Lord Soulsby of Swaffham Prior: Does the Minister agree that many of the dangerous dogs are imported from overseas, especially from Europe? They are imported into Ireland initially, and from there go to Northern Ireland and then to the mainland. If the dogs were microchipped, as they are under the Pet Travel Scheme on the importation of dogs, it would be known to whom they belonged and whether people were training them to be attack dogs. The ownership and movement of those dogs could be followed by a simple procedure of microchipping. It would also help to identify, as has been mentioned, whether the dogs are dangerous.
Lord Henley: My Lords, compulsory microchipping was considered in the consultation. I do not think that it would necessarily solve all the problems because those who possess such dogs might not bother to get them microchipped and they would still be in breach of the law. The evidence from abroad is that where there is compulsory microchipping only 50 per cent of the dogs are microchipped.
Lord Corbett of Castle Vale: My Lords, can the Minister confirm that one of the problems facing the police in dealing with dogs which they suspect to be pit bulls is the pit-bull-type dog? It can take many months for the police to establish exactly the breed or the type of dog and at enormous cost to public funds. Some of the dogs’ homes are considering refusing to take these dogs because of the time taken and the cost to the charities. Is that part of the consultation?

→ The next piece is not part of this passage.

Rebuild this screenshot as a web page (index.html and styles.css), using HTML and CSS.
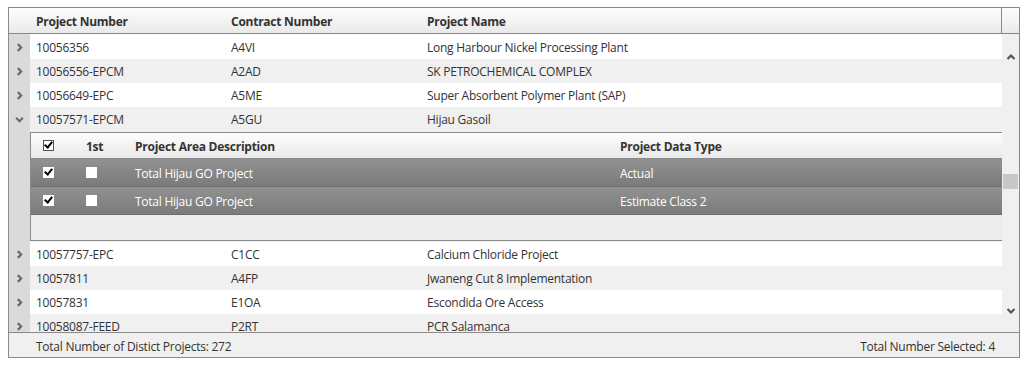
FILE: index.html
```html
<!DOCTYPE html>
<html lang="en">
<head>
    <meta charset="UTF-8">
    <title>Project Selection</title>
    <link rel="stylesheet" href="styles.css">
</head>
<body>
    <div class="grid">
        <!-- Column headers -->
        <div class="grid-header">
            <div class="expand-cell"></div>
            <div class="col col-number">Project Number</div>
            <div class="col col-contract">Contract Number</div>
            <div class="col col-name">Project Name</div>
            <div class="header-scroll"></div>
        </div>

        <!-- Body with rows and scrollbar -->
        <div class="grid-body">
            <div class="rows">
                <div class="row">
                    <div class="expand-cell"><svg class="chev" viewBox="0 0 8 8"><polyline points="2.5,1 5.5,4 2.5,7"/></svg></div>
                    <div class="col col-number">10056356</div>
                    <div class="col col-contract">A4VI</div>
                    <div class="col col-name">Long Harbour Nickel Processing Plant</div>
                </div>
                <div class="row alt">
                    <div class="expand-cell"><svg class="chev" viewBox="0 0 8 8"><polyline points="2.5,1 5.5,4 2.5,7"/></svg></div>
                    <div class="col col-number">10056556-EPCM</div>
                    <div class="col col-contract">A2AD</div>
                    <div class="col col-name">SK PETROCHEMICAL COMPLEX</div>
                </div>
                <div class="row">
                    <div class="expand-cell"><svg class="chev" viewBox="0 0 8 8"><polyline points="2.5,1 5.5,4 2.5,7"/></svg></div>
                    <div class="col col-number">10056649-EPC</div>
                    <div class="col col-contract">A5ME</div>
                    <div class="col col-name">Super Absorbent Polymer Plant (SAP)</div>
                </div>
                <div class="row alt">
                    <div class="expand-cell"><svg class="chev" viewBox="0 0 8 8"><polyline points="1,2.5 4,5.5 7,2.5"/></svg></div>
                    <div class="col col-number">10057571-EPCM</div>
                    <div class="col col-contract">A5GU</div>
                    <div class="col col-name">Hijau Gasoil</div>
                </div>

                <!-- Expanded detail -->
                <div class="detail-row">
                    <div class="expand-cell"></div>
                    <div class="detail">
                        <div class="detail-header">
                            <div class="d-check"><span class="box checked"></span></div>
                            <div class="d-first">1st</div>
                            <div class="d-desc">Project Area Description</div>
                            <div class="d-type">Project Data Type</div>
                        </div>
                        <div class="detail-line selected">
                            <div class="d-check"><span class="box checked"></span></div>
                            <div class="d-first"><span class="box"></span></div>
                            <div class="d-desc">Total Hijau GO Project</div>
                            <div class="d-type">Actual</div>
                        </div>
                        <div class="detail-line selected">
                            <div class="d-check"><span class="box checked"></span></div>
                            <div class="d-first"><span class="box"></span></div>
                            <div class="d-desc">Total Hijau GO Project</div>
                            <div class="d-type">Estimate Class 2</div>
                        </div>
                        <div class="detail-empty"></div>
                    </div>
                </div>

                <div class="row">
                    <div class="expand-cell"><svg class="chev" viewBox="0 0 8 8"><polyline points="2.5,1 5.5,4 2.5,7"/></svg></div>
                    <div class="col col-number">10057757-EPC</div>
                    <div class="col col-contract">C1CC</div>
                    <div class="col col-name">Calcium Chloride Project</div>
                </div>
                <div class="row alt">
                    <div class="expand-cell"><svg class="chev" viewBox="0 0 8 8"><polyline points="2.5,1 5.5,4 2.5,7"/></svg></div>
                    <div class="col col-number">10057811</div>
                    <div class="col col-contract">A4FP</div>
                    <div class="col col-name">Jwaneng Cut 8 Implementation</div>
                </div>
                <div class="row">
                    <div class="expand-cell"><svg class="chev" viewBox="0 0 8 8"><polyline points="2.5,1 5.5,4 2.5,7"/></svg></div>
                    <div class="col col-number">10057831</div>
                    <div class="col col-contract">E1OA</div>
                    <div class="col col-name">Escondida Ore Access</div>
                </div>
                <div class="row alt">
                    <div class="expand-cell"><svg class="chev" viewBox="0 0 8 8"><polyline points="2.5,1 5.5,4 2.5,7"/></svg></div>
                    <div class="col col-number">10058087-FEED</div>
                    <div class="col col-contract">P2RT</div>
                    <div class="col col-name">PCR Salamanca</div>
                </div>
            </div>

            <!-- Scrollbar -->
            <div class="scrollbar">
                <svg class="scroll-arrow" viewBox="0 0 10 8"><polyline points="1.5,6 5,2.5 8.5,6"/></svg>
                <div class="scroll-track"><div class="scroll-thumb"></div></div>
                <svg class="scroll-arrow" viewBox="0 0 10 8"><polyline points="1.5,2 5,5.5 8.5,2"/></svg>
            </div>
        </div>

        <!-- Footer -->
        <div class="grid-footer">
            <span>Total Number of Distict Projects: 272</span>
            <span>Total Number Selected: 4</span>
        </div>
    </div>
</body>
</html>
```

FILE: styles.css
```css
body {
    margin: 7px 8px;
    font-family: 'Open Sans', 'Liberation Sans', sans-serif;
    font-size: 12px;
    letter-spacing: -0.25px;
    color: #333;
    background: #fff;
}

.grid {
    width: 1010px;
    border: 1px solid #8a8a8a;
}

/* Header */
.grid-header {
    display: flex;
    height: 25px;
    border-bottom: 1px solid #8a8a8a;
    background: linear-gradient(#fdfdfd, #e9e9e9);
    font-weight: bold;
    align-items: center;
}

.grid-header .col {
    padding-top: 1px;
}

.grid-header .expand-cell {
    background: transparent;
}

.header-scroll {
    width: 17px;
    height: 100%;
    border-left: 1px solid #8a8a8a;
    margin-left: auto;
}

.expand-cell {
    width: 21px;
    flex-shrink: 0;
    align-self: stretch;
    background: #dadada;
    display: flex;
    align-items: center;
    justify-content: center;
}

.col {
    padding-left: 6px;
    white-space: nowrap;
    overflow: hidden;
}

.col-number { width: 189px; }
.col-contract { width: 190px; }
.col-name { flex: 1; }

/* Body */
.grid-body {
    display: flex;
    height: 298px;
    overflow: hidden;
}

.rows {
    flex: 1;
    overflow: hidden;
    padding-top: 1px;
    background: linear-gradient(to right, #dadada 21px, #fff 21px);
}

.row {
    display: flex;
    height: 24px;
    align-items: center;
    background: #fff;
}

.row .col {
    padding-top: 1px;
}

.row.alt {
    background: #f0f0f0;
}

.chev {
    width: 9px;
    height: 9px;
    fill: none;
    stroke: #6a6a6a;
    stroke-width: 1.9;
}

/* Detail panel */
.detail-row {
    display: flex;
    height: 111px;
    background: #f0f0f0;
}

.detail {
    flex: 1;
    margin-top: 1px;
    height: 107px;
    border: 1px solid #8a8a8a;
    border-right: none;
    background: #ececec;
    display: flex;
    flex-direction: column;
}

.detail-header,
.detail-line {
    display: flex;
    align-items: center;
    flex-shrink: 0;
}

.detail-header {
    height: 25px;
    border-bottom: 1px solid #8a8a8a;
    background: linear-gradient(#fdfdfd, #e9e9e9);
    font-weight: bold;
}

.detail-header .d-first,
.detail-header .d-desc,
.detail-header .d-type,
.detail-line .d-desc,
.detail-line .d-type {
    padding-top: 2px;
}

.detail-line {
    height: 27px;
    border-bottom: 1px solid #6e6e6e;
    background: linear-gradient(#919191, #7b7b7b);
    color: #fff;
}

.detail-empty {
    flex: 1;
}

.d-check {
    width: 36px;
    padding-left: 12px;
    display: flex;
}

.d-first {
    width: 49px;
    padding-left: 7px;
    display: flex;
}

.d-desc { width: 485px; }
.d-type { flex: 1; }

.box {
    width: 11px;
    height: 11px;
    box-sizing: border-box;
    background: #fff;
    position: relative;
}

.detail-header .box {
    border: 1px solid #555;
}

.box.checked::after {
    content: "";
    position: absolute;
    left: 3px;
    top: 0px;
    width: 3px;
    height: 6px;
    border: solid #000;
    border-width: 0 2px 2px 0;
    transform: rotate(40deg);
}

.detail-header .box.checked::after {
    left: 2px;
    top: -1px;
}

/* Scrollbar */
.scrollbar {
    width: 17px;
    flex-shrink: 0;
    background: #f0f0f0;
    display: flex;
    flex-direction: column;
    align-items: center;
}

.scroll-arrow {
    width: 10px;
    height: 8px;
    fill: none;
    stroke: #555;
    stroke-width: 2.2;
    margin: 19px 0 6px;
}

.scroll-arrow:last-child {
    margin: 6px 0 17px;
}

.scroll-track {
    flex: 1;
    width: 100%;
}

.scroll-thumb {
    width: 15px;
    height: 15px;
    margin: 107px 0 0 1px;
    background: #c8c8c8;
}

/* Footer */
.grid-footer {
    display: flex;
    justify-content: space-between;
    height: 25px;
    align-items: center;
    padding: 3px 24px 0 27px;
    box-sizing: border-box;
    border-top: 1px solid #8a8a8a;
    background: #f0f0f0;
}
```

Lord Henley: My Lords, there have been problems with dogs being kept in kennels for rather a long time as a result of the legal processes. We will certainly want to talk to colleagues in the Ministry of Justice about whether the legal processes can be speeded up so that the dogs need not be kept in kennels for so long. We have heard from the Metropolitan Police in particular that the costs are very high and rising.
Lord Elton: My Lords, what action is available to the courts for disposal of dangerous dogs and prohibited breeds? While the owners await decisions of the court, is it the case that a number of the dogs disappear?
Lord Henley: My Lords, I am not aware that any have disappeared from kennels while waiting for the court’s decision. If my noble friend has any evidence of that, we would be grateful if he would pass it on to us. The Dangerous Dogs Act deals not only with specific breeds but, under Section 3, allows action against a dog of any type or breed if it is deemed to be behaving dangerously.
Lord Henley: My Lords, as regards timing, I do not think that I can help the noble Baroness much more than by saying that we will do that as soon as is possible—we have all said that before—but we will certainly publish the results of our consultation when we make the appropriate decisions about how we should respond to it.
Lord Addington: My Lords, has the noble Lord considered that resources and the number of people trained to deal with the Act might be one of the most important factors in whether this or any other piece of legislation works?
Lord Henley: My Lords, Defra offers guidance to police forces, and all police forces have to have a designated dog legislation officer who knows what the law is and how it can be used to best effect. We certainly assist in providing training for those dog legislation officers, so that local authorities can enforce the law in the most appropriate manner.”